The participants in unison pledged not to forget about the pains the victims had to endure for more than two decades, with many of them holding photos of former comfort women and placards reading “Protect girls” and “Opposition to the relocation of the comfort women statue.”

“I couldn’t stop crying after hearing about the ridiculous deal. I don’t know who the foreign ministry is working for,” said 41-year-old activist Park Hee-jin, who has attended the rally more than 10 times. “If the government fails to protect us, then we should protect each other.”

The demonstration, swelling with more people than usual following Monday’s diplomatic settlement, came amid growing criticism that the Korean government failed to represent the interests of the victims.

The surprise deal, which both countries called “final and irreversible,” includes Japanese Prime Minister Shinzo Abe’s apology and 1 billion yen ($8.3 million) in payment to help support the 46 surviving victims.

But the victims and civic groups lamented that the Korean government did not consult with them in advance and that Japan had refused to recognize the deal as legal compensation for past atrocities.

Despite the international community hailing the settlement, Cornelia Schmidt was not convinced as to whether the victims’ grievances were really healed through the deal.

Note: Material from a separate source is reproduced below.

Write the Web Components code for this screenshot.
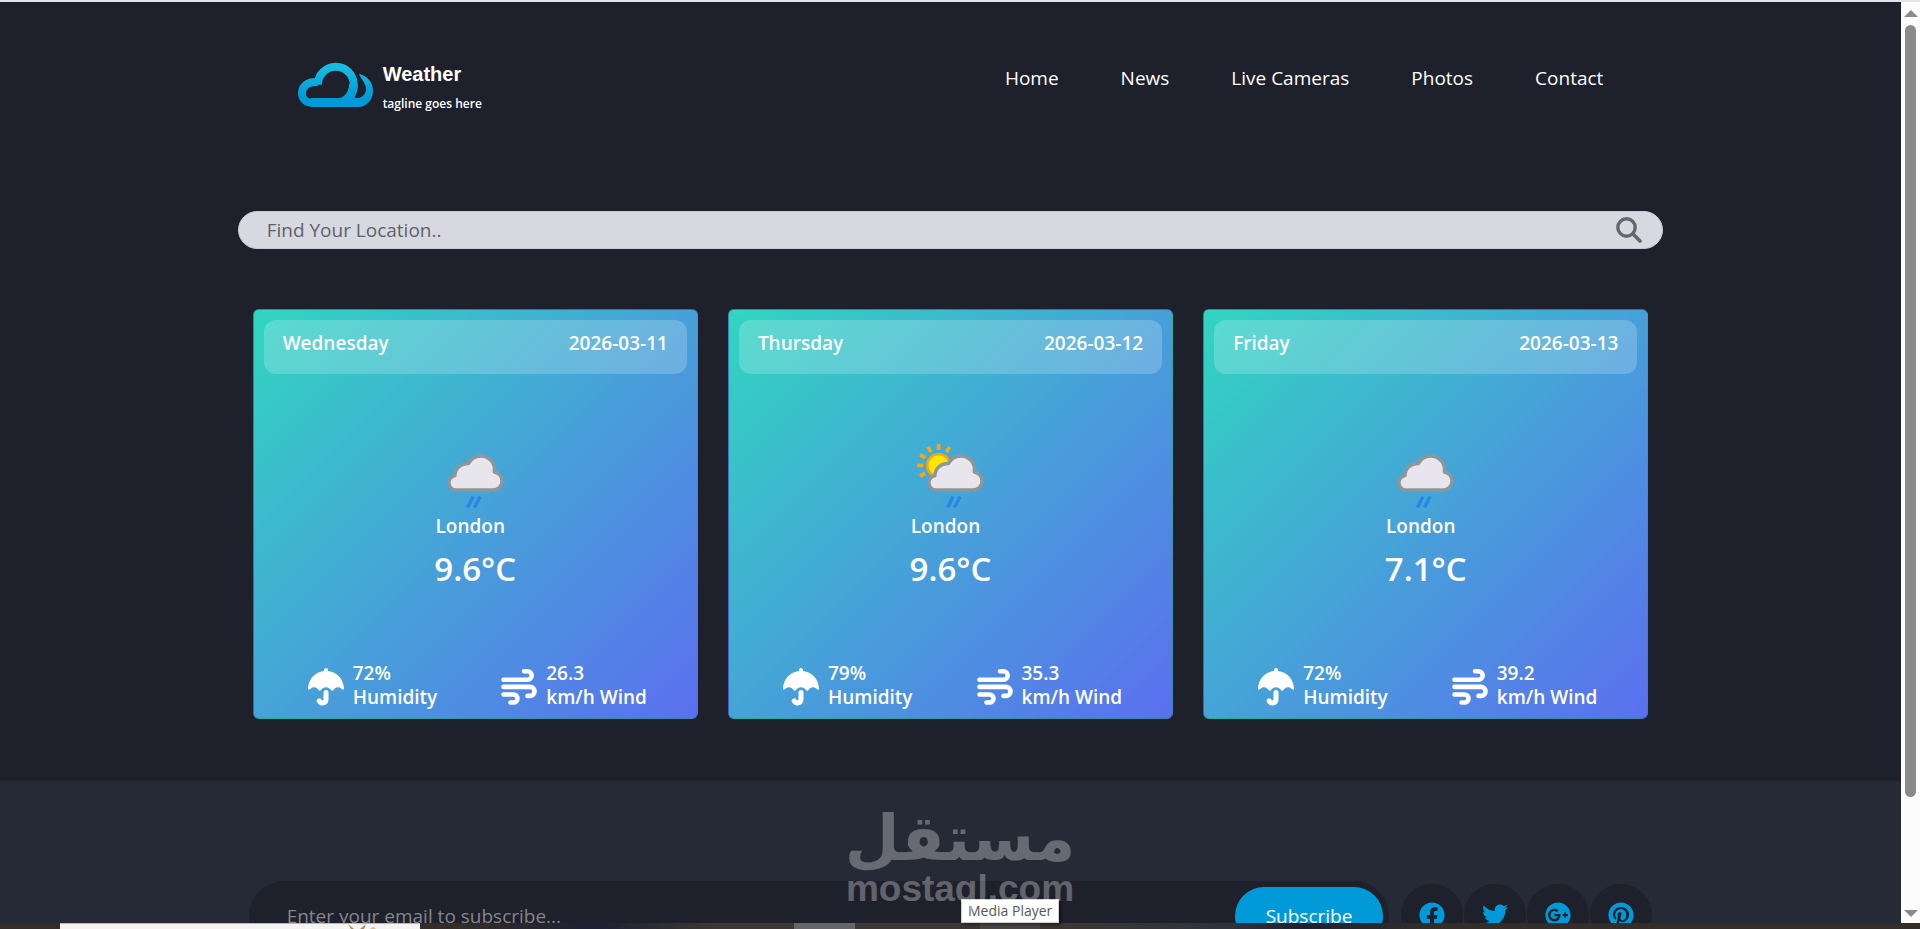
<!DOCTYPE html>
<html lang="en">
<head>
<meta charset="utf-8">
<title>Weather</title>
<style>
    html, body {
        height: 100%;
        margin: 0;
    }

    body {
        overflow: hidden;
        background: #1e202b;
        color: #fff;
        font: 19px/30px "Open Sans", "Noto Sans", sans-serif;
    }
</style>
</head>
<body>

<app-window>
    <site-header>
        <site-logo slot="brand" title="Weather" tagline="tagline goes here"></site-logo>
        <nav-link href="#home">Home</nav-link>
        <nav-link href="#news">News</nav-link>
        <nav-link href="#live">Live Cameras</nav-link>
        <nav-link href="#photos">Photos</nav-link>
        <nav-link href="#contact">Contact</nav-link>
    </site-header>

    <location-search></location-search>

    <forecast-list>
        <forecast-card day="Wednesday" date="2026-03-11" icon="rain" city="London" temp="9.6" humidity="72" wind="26.3"></forecast-card>
        <forecast-card day="Thursday" date="2026-03-12" icon="sun-rain" city="London" temp="9.6" humidity="79" wind="35.3"></forecast-card>
        <forecast-card day="Friday" date="2026-03-13" icon="rain" city="London" temp="7.1" humidity="72" wind="39.2"></forecast-card>
    </forecast-list>

    <site-footer>
        <social-link slot="social" name="facebook" href="#facebook"></social-link>
        <social-link slot="social" name="twitter" href="#twitter"></social-link>
        <social-link slot="social" name="google-plus" href="#google-plus"></social-link>
        <social-link slot="social" name="pinterest" href="#pinterest"></social-link>
    </site-footer>

    <scroll-bar slot="scrollbar"></scroll-bar>
    <task-bar slot="taskbar"></task-bar>
    <tool-tip slot="overlay">Media Player</tool-tip>
    <water-mark slot="overlay"></water-mark>
</app-window>

<script>
// small base class, every element renders its template once
class BaseElement extends HTMLElement {

    connectedCallback() {
        if (this.shadowRoot) return;
        const template = document.createElement('template');
        template.innerHTML = this.render();
        this.attachShadow({ mode: 'open' }).appendChild(template.content);
    }
}

class AppWindow extends BaseElement {

    render() {
        return `
        <style>
            :host {
                display: flex;
                flex-direction: column;
                position: relative;
                height: 100vh;
                box-sizing: border-box;
                border-top: 2px solid #e2e3e8;
                overflow: hidden;
            }

            .view {
                flex: 1;
                display: flex;
                min-height: 0;
            }

            main {
                flex: 1;
                min-width: 0;
                overflow: hidden;
            }
        </style>

        <div class="view">
            <main><slot></slot></main>
            <slot name="scrollbar"></slot>
        </div>
        <slot name="taskbar"></slot>
        <slot name="overlay"></slot>
        `;
    }
}

class SiteHeader extends BaseElement {

    render() {
        return `
        <style>
            :host {
                display: block;
                width: 75%;
                margin: 0 auto;
            }

            header {
                display: flex;
                justify-content: space-between;
                align-items: flex-start;
                padding: 60px 60px 0;
            }

            nav {
                display: flex;
                gap: 62px;
                padding-top: 1px;
            }
        </style>

        <header>
            <slot name="brand"></slot>
            <nav><slot></slot></nav>
        </header>
        `;
    }
}

class SiteLogo extends BaseElement {

    render() {
        return `
        <style>
            :host {
                display: block;
            }

            a {
                display: flex;
                gap: 10px;
                color: #fff;
                text-decoration: none;
            }

            svg {
                width: 75px;
                height: 45px;
            }

            .title {
                display: block;
                font: bold 20px/24px "Liberation Sans", Arial, sans-serif;
            }

            .tagline {
                display: block;
                margin-top: 8px;
                font-size: 12px;
                line-height: 20px;
                font-weight: 600;
            }
        </style>

        <a href="#home">
            <svg viewBox="0 0 75 45" aria-hidden="true">
                <defs>
                    <linearGradient id="sky" gradientUnits="userSpaceOnUse" x1="0" y1="0" x2="0" y2="45">
                        <stop offset="0.1" stop-color="#18bce0"/>
                        <stop offset="0.8" stop-color="#009ad8"/>
                    </linearGradient>
                </defs>
                <path d="M20.200 20.200C11 19 4 23.500 4 31c0 6 4.500 9.800 10 9.800H43C51 38 55.700 31 55.700 22.500A17.900 17.900 0 0 0 19.900 22.800" fill="none" stroke="url(#sky)" stroke-width="8"/>
                <path d="M61 12c8 1.500 14 8 14 16.500C75 38 68.500 45 60 45H13v-9h27c6 0 11-6 11-13.500h8.700c0 5-1 9.500-3.700 13.500h4.500c4.500-1 7.500-4.500 7.500-9 0-6-5-9.500-7-15z" fill="url(#sky)"/>
            </svg>
            <span>
                <span class="title">${this.getAttribute('title')}</span>
                <span class="tagline">${this.getAttribute('tagline')}</span>
            </span>
        </a>
        `;
    }
}

class NavLink extends BaseElement {

    render() {
        return `
        <style>
            :host {
                display: block;
            }

            a {
                color: #fff;
                text-decoration: none;
            }

            a:hover {
                color: #009ad8;
            }
        </style>

        <a href="${this.getAttribute('href')}"><slot></slot></a>
        `;
    }
}

class LocationSearch extends BaseElement {

    render() {
        return `
        <style>
            :host {
                display: block;
                width: 75%;
                margin: 97px auto 60px;
            }

            form {
                display: flex;
                align-items: center;
                height: 38px;
                box-sizing: border-box;
                padding: 0 20px 0 28px;
                border: 1px solid #c9c9d0;
                border-radius: 19px;
                background: #d8d8e1;
            }

            input {
                flex: 1;
                min-width: 0;
                padding: 0;
                border: 0;
                outline: 0;
                background: none;
                color: #33363d;
                font: inherit;
            }

            input::placeholder {
                color: #5e6369;
                opacity: 1;
            }

            button {
                display: flex;
                padding: 0;
                border: 0;
                background: none;
                color: #626870;
                cursor: pointer;
            }

            svg {
                width: 26px;
                height: 26px;
            }
        </style>

        <form onsubmit="return false">
            <input type="text" aria-label="Find Your Location" placeholder="Find Your Location..">
            <button aria-label="Search">
                <svg viewBox="0 0 26 26" fill="none" stroke="currentColor" aria-hidden="true">
                    <circle cx="10.500" cy="10.500" r="8.700" stroke-width="3.400"/>
                    <path d="M17 17l7 7" stroke-width="3.600" stroke-linecap="round"/>
                </svg>
            </button>
        </form>
        `;
    }
}

class ForecastList extends BaseElement {

    render() {
        return `
        <style>
            :host {
                display: grid;
                grid-template-columns: repeat(3, 1fr);
                gap: 30px;
                width: 75%;
                box-sizing: border-box;
                margin: 0 auto;
                padding: 0 15px 62px;
            }
        </style>

        <slot></slot>
        `;
    }
}

class ForecastCard extends BaseElement {

    cloud = `
        <path d="M19 46a7.300 7.300 0 0 1-1-14.500c0-7 6-12.500 13.500-12C34 14.500 38.500 12 43.500 12c8 0 14 6 14 13.500l-.2 2.500c5 1 7.700 4.500 7.700 9 0 5-4 9-9 9z" fill="#e8e6ec" stroke="#8f9699" stroke-width="3.400" stroke-linejoin="round"/>
        <path d="M30.500 63.500l5.500-11M37.500 63.500l5.500-11" stroke="#2389e3" stroke-width="3.400"/>`;

    sun = `
        <g transform="translate(21.700 21.500)">
            <circle r="11.500" fill="#ffe608" stroke="#efa51a" stroke-width="2.600"/>
            <g stroke="#efaa1c" stroke-width="3.800">
                <path d="M0-15.500v-6"/>
                <path d="M0-15.500v-6" transform="rotate(30)"/>
                <path d="M0-15.500v-6" transform="rotate(-30)"/>
                <path d="M0-15.500v-6" transform="rotate(-60)"/>
                <path d="M0-15.500v-6" transform="rotate(-90)"/>
                <path d="M0-15.500v-6" transform="rotate(-120)"/>
            </g>
        </g>`;

    render() {
        const sunny = this.getAttribute('icon') === 'sun-rain';

        return `
        <style>
            :host {
                display: flex;
                flex-direction: column;
                justify-content: space-between;
                min-height: 410px;
                box-sizing: border-box;
                padding: 10px 10px 9px;
                border: 1px solid rgba(0, 0, 0, 0.175);
                border-radius: 6px;
                background: linear-gradient(135deg, #31d5c1, #5b6fef);
                font-weight: 600;
            }

            header {
                display: flex;
                justify-content: space-between;
                padding: 8px 19px 16px;
                border-radius: 12px;
                background: rgba(255, 255, 255, 0.2);
            }

            .now {
                display: flex;
                flex-direction: column;
                align-items: center;
            }

            .now svg {
                width: 67px;
                height: 64px;
            }

            .city {
                margin-top: 3px;
                padding-right: 10px;
            }

            .temp {
                margin-top: 6px;
                font-size: 33px;
                line-height: 44px;
            }

            .stats {
                display: flex;
                justify-content: center;
                gap: 64px;
                padding-left: 4px;
                line-height: 24px;
            }

            .stat {
                display: flex;
                align-items: center;
                gap: 9px;
            }

            .stat svg {
                width: 36px;
                height: 38px;
                margin-top: 4px;
            }

            .stat span {
                display: block;
            }
        </style>

        <header>
            <span>${this.getAttribute('day')}</span>
            <time>${this.getAttribute('date')}</time>
        </header>

        <div class="now">
            <svg viewBox="${sunny ? 0 : 5} 0 67 64" overflow="visible" aria-hidden="true">
                ${sunny ? this.sun : ''}${this.cloud}
            </svg>
            <div class="city">${this.getAttribute('city')}</div>
            <div class="temp">${this.getAttribute('temp')}°C</div>
        </div>

        <div class="stats">
            <div class="stat">
                <svg viewBox="0 0 36 38" fill="#fff" aria-hidden="true">
                    <path d="M16 3V2a2 2 0 0 1 4 0v1c9 1 15.500 8 16 17.500.1 1.200-1 1.500-1.800.8-3.200-3-6.400-2.600-9 .9-.6.800-1.300.8-1.900 0-3-4-7.600-4-10.600 0-.6.800-1.300.8-1.900 0-2.600-3.500-5.800-3.900-9-.9-.8.7-1.900.4-1.800-.8C.5 11 7 4 16 3z"/>
                    <path d="M18 24.500v7a3.600 3.600 0 0 1-6.800 1.400" fill="none" stroke="#fff" stroke-width="5" stroke-linecap="round"/>
                </svg>
                <div><span>${this.getAttribute('humidity')}%</span><span>Humidity</span></div>
            </div>
            <div class="stat">
                <svg viewBox="0 -1 36 38" fill="none" stroke="#fff" stroke-width="4.600" stroke-linecap="round" aria-hidden="true">
                    <path d="M2.500 10.700H26.500a4.200 4.200 0 0 0 0-8.400H23"/>
                    <path d="M2.500 17.900H29a4.500 4.500 0 0 1 0 9H26.500"/>
                    <path d="M2.500 25.500H12.500a4 4 0 0 1 0 8H9.500"/>
                </svg>
                <div><span>${this.getAttribute('wind')}</span><span>km/h Wind</span></div>
            </div>
        </div>
        `;
    }
}

class SiteFooter extends BaseElement {

    render() {
        return `
        <style>
            :host {
                display: block;
                padding: 100px 0;
                background: #262936;
            }

            footer {
                display: flex;
                align-items: flex-start;
                gap: 12px;
                width: 75%;
                box-sizing: border-box;
                margin: 0 auto;
                padding: 0 11px;
            }

            form {
                flex: 1;
                display: flex;
                padding: 6px;
                border-radius: 36px;
                background: #1e202b;
            }

            input {
                flex: 1;
                min-width: 0;
                padding: 0 32px;
                border: 0;
                outline: 0;
                background: none;
                color: #fff;
                font: inherit;
            }

            input::placeholder {
                color: #85868a;
                opacity: 1;
            }

            button {
                padding: 14px 31px;
                border: 0;
                border-radius: 30px;
                background: #009ad8;
                color: #fff;
                font: inherit;
                cursor: pointer;
            }

            .social {
                display: flex;
                gap: 1px;
                padding-top: 3px;
            }
        </style>

        <footer>
            <form onsubmit="return false">
                <input type="email" aria-label="Email" placeholder="Enter your email to subscribe...">
                <button>Subscribe</button>
            </form>
            <div class="social"><slot name="social"></slot></div>
        </footer>
        `;
    }
}

class SocialLink extends BaseElement {

    icons = {
        'facebook': 'M504 256C504 119 393 8 256 8S8 119 8 256c0 123.780 90.690 226.380 209.250 245V327.690h-63V256h63v-54.640c0-62.150 37-96.480 93.670-96.480 27.140 0 55.520 4.840 55.520 4.840v61h-31.280c-30.800 0-40.410 19.120-40.410 38.730V256h68.780l-11 71.690h-57.780V501C413.310 482.380 504 379.780 504 256z',
        'twitter': 'M459.370 151.716c.325 4.548.325 9.097.325 13.645 0 138.720-105.583 298.558-298.558 298.558-59.452 0-114.680-17.219-161.137-47.106 8.447.974 16.568 1.299 25.340 1.299 49.055 0 94.213-16.568 130.274-44.832-46.132-.975-84.792-31.188-98.112-72.772 6.498.974 12.995 1.624 19.818 1.624 9.421 0 18.843-1.300 27.614-3.573-48.081-9.747-84.143-51.980-84.143-102.985v-1.299c13.969 7.797 30.214 12.670 47.431 13.319-28.264-18.843-46.781-51.005-46.781-87.391 0-19.492 5.197-37.360 14.294-52.954 51.655 63.675 129.300 105.258 216.365 109.807-1.624-7.797-2.599-15.918-2.599-24.040 0-57.828 46.782-104.934 104.934-104.934 30.213 0 57.502 12.670 76.670 33.137 23.715-4.548 46.456-13.320 66.599-25.340-7.798 24.366-24.366 44.833-46.132 57.827 21.117-2.273 41.584-8.122 60.426-16.243-14.292 20.791-32.161 39.308-52.628 54.253z',
        'google-plus': 'M256 8C119.100 8 8 119.100 8 256s111.100 248 248 248 248-111.100 248-248S392.900 8 256 8zm-70.700 372c-68.800 0-124-55.500-124-124s55.200-124 124-124c31.300 0 60.100 11 83 32.300l-33.600 32.600c-13.200-12.900-31.300-19.100-49.400-19.100-42.900 0-77.200 35.500-77.200 78.100s34.200 78.100 77.200 78.100c32.600 0 64.900-19.100 70.100-53.300h-70.100v-42.600h116.900c1.300 6.800 1.900 13.600 1.900 20.700 0 70.800-47.500 121.200-118.800 121.200zm230.200-106.200v35.500H380v-35.500h-35.500v-35.500H380v-35.500h35.500v35.500h35.200v35.500h-35.200z',
        'pinterest': 'M504 256c0 137-111 248-248 248-25.600 0-50.200-3.900-73.400-11.100 10.100-16.500 25.200-43.500 30.800-65 3-11.600 15.400-59 15.400-59 8.100 15.400 31.700 28.500 56.800 28.500 74.800 0 128.700-68.800 128.700-154.300 0-81.900-66.900-143.200-152.900-143.200-107 0-163.900 71.800-163.900 150.100 0 36.400 19.400 81.700 50.300 96.100 4.700 2.200 7.200 1.200 8.300-3.300.8-3.400 5-20.300 6.900-28.100.6-2.500.3-4.700-1.700-7.100-10.100-12.500-18.300-35.300-18.300-56.600 0-54.700 41.400-107.600 112-107.600 60.900 0 103.600 41.500 103.600 100.900 0 67.100-33.900 113.600-78 113.600-24.300 0-42.600-20.100-36.700-44.800 7-29.500 20.500-61.300 20.500-82.600 0-19-10.200-34.900-31.400-34.900-24.900 0-44.900 25.700-44.900 60.200 0 22 7.400 36.800 7.400 36.800s-24.500 103.800-29 123.200c-5 21.400-3 51.600-.9 71.200C73.400 450.900 8 361.100 8 256 8 119 119 8 256 8s248 111 248 248z'
    };

    render() {
        const name = this.getAttribute('name');

        return `
        <style>
            :host {
                display: block;
            }

            a {
                display: flex;
                align-items: center;
                justify-content: center;
                width: 62px;
                height: 62px;
                border-radius: 50%;
                background: #1e202b;
                color: #009ad8;
            }

            svg {
                width: 26px;
                height: 26px;
            }
        </style>

        <a href="${this.getAttribute('href')}" aria-label="${name}">
            <svg viewBox="0 0 512 512" fill="currentColor" aria-hidden="true"><path d="${this.icons[name]}"/></svg>
        </a>
        `;
    }
}

class ScrollBar extends BaseElement {

    render() {
        return `
        <style>
            :host {
                display: flex;
                flex-direction: column;
                align-items: center;
                justify-content: space-between;
                width: 19px;
                box-sizing: border-box;
                padding: 8px 0 6px;
                background: #fcfcfc;
            }

            svg {
                width: 14px;
                height: 7px;
            }

            .track {
                flex: 1;
                width: 11px;
                margin: 8px 0;
            }

            .thumb {
                height: 88%;
                border-radius: 6px;
                background: #8a8a8a;
            }
        </style>

        <svg viewBox="0 0 14 7" aria-hidden="true"><path d="M7 0l7 7H0z" fill="#8a8a8a"/></svg>
        <div class="track"><div class="thumb"></div></div>
        <svg viewBox="0 0 14 7" aria-hidden="true"><path d="M0 0h14L7 7z" fill="#8a8a8a"/></svg>
        `;
    }
}

class TaskBar extends BaseElement {

    render() {
        return `
        <style>
            :host {
                display: grid;
                grid-template-columns: 60px 360px 374px 61px 125px 60px 1fr;
                height: 6px;
                background: linear-gradient(90deg, #332e29 24%, #1c2034 31%, #3d3733 37%, #3d3733 55%, #30323c 64%, #1e2230 68%, #332e29 75%);
            }

            .preview {
                border-top: 1px solid #b9b9b9;
                background: #f4f3f2;
            }

            svg {
                display: block;
                width: 30px;
                height: 5px;
                margin-left: 288px;
            }

            .active {
                grid-column: 4;
                background: #67646a;
            }

            .hover {
                grid-column: 6;
                background: #4b4746;
            }
        </style>

        <div></div>
        <div class="preview">
            <svg viewBox="0 0 30 5" aria-hidden="true">
                <path d="M0 0l6 5h-3zM18 0l-6 5h4z" fill="#b98a45"/>
                <path d="M22 5q3-4 6 0z" fill="#e9bd85"/>
            </svg>
        </div>
        <div class="active"></div>
        <div class="hover"></div>
        `;
    }
}

class ToolTip extends BaseElement {

    render() {
        return `
        <style>
            :host {
                position: absolute;
                left: 50%;
                bottom: 6px;
                margin-left: 1px;
                padding: 0 6px;
                border: 1px solid #d0d0d0;
                background: #fff;
                color: #575757;
                font-size: 14px;
                line-height: 22px;
                box-shadow: 2px 2px 3px rgba(0, 0, 0, 0.4);
            }
        </style>

        <slot></slot>
        `;
    }
}

class WaterMark extends BaseElement {

    render() {
        return `
        <style>
            :host {
                position: absolute;
                left: 0;
                right: 0;
                bottom: 20px;
                text-align: center;
                font-weight: bold;
                color: #fff;
                opacity: 0.3;
                pointer-events: none;
            }

            div {
                font-family: "DejaVu Sans", sans-serif;
                font-size: 63px;
                line-height: 60px;
            }

            p {
                margin: 0;
                font-family: "Liberation Sans", Arial, sans-serif;
                font-size: 37px;
                line-height: 40px;
            }
        </style>

        <div lang="ar" dir="rtl">مستقل</div>
        <p>mostaql.com</p>
        `;
    }
}

customElements.define('app-window', AppWindow);
customElements.define('site-header', SiteHeader);
customElements.define('site-logo', SiteLogo);
customElements.define('nav-link', NavLink);
customElements.define('location-search', LocationSearch);
customElements.define('forecast-list', ForecastList);
customElements.define('forecast-card', ForecastCard);
customElements.define('site-footer', SiteFooter);
customElements.define('social-link', SocialLink);
customElements.define('scroll-bar', ScrollBar);
customElements.define('task-bar', TaskBar);
customElements.define('tool-tip', ToolTip);
customElements.define('water-mark', WaterMark);
</script>
</body>
</html>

“The deal Korean government made with Japan doesn’t seem to solve the issue,” the 23-year-old German student said. “I cannot blame Japanese people, but I think their government should make more efforts to make up for what they did in the past.”
Many of the crowd were seen paying a tribute to the life-size bronze statue of a young girl representing a comfort women sitting in front of the Japanese Embassy. They put gloves, scarves and blankets next to the statue in a gesture to make it feel warm and less lonely.

The bronze statue, built in 2011 by victims and their supporters in front of the Japanese Embassy, has sparked fury from Tokyo, leading it to pressure Seoul to remove the statue.

South Korea has indicated it would try to relocate it through consultations with relevant civic groups as part of the deal, adding fuel to the public backlash.

In a survey conducted by pollster Realmeter, 66 percent of South Koreans opposed the relocation of the statute, while 19 percent favored it.

Cho Hye-won, 45, led her child to cuddle the statue ahead of the rally. “I brought my child because he needs to learn that this is history we should never forget nor repeat,” she said. “For that purpose, the statue should stay here.”

Earlier in the day, a union of civic organizations and students groups held press conferences to voice their objection to the settlement, denouncing it as indulging Japan. 

Some of the opposition lawmakers from the main opposition The Minjoo Party of Korea also joined the rally, paying their respects to the victims and raising their voices against the settlement.

The council for the victims said it plans to launch a global campaign to bring justice for the human rights abuses by Japan by continuing to hold the rally every Wednesday in front of comfort women statues across the nation.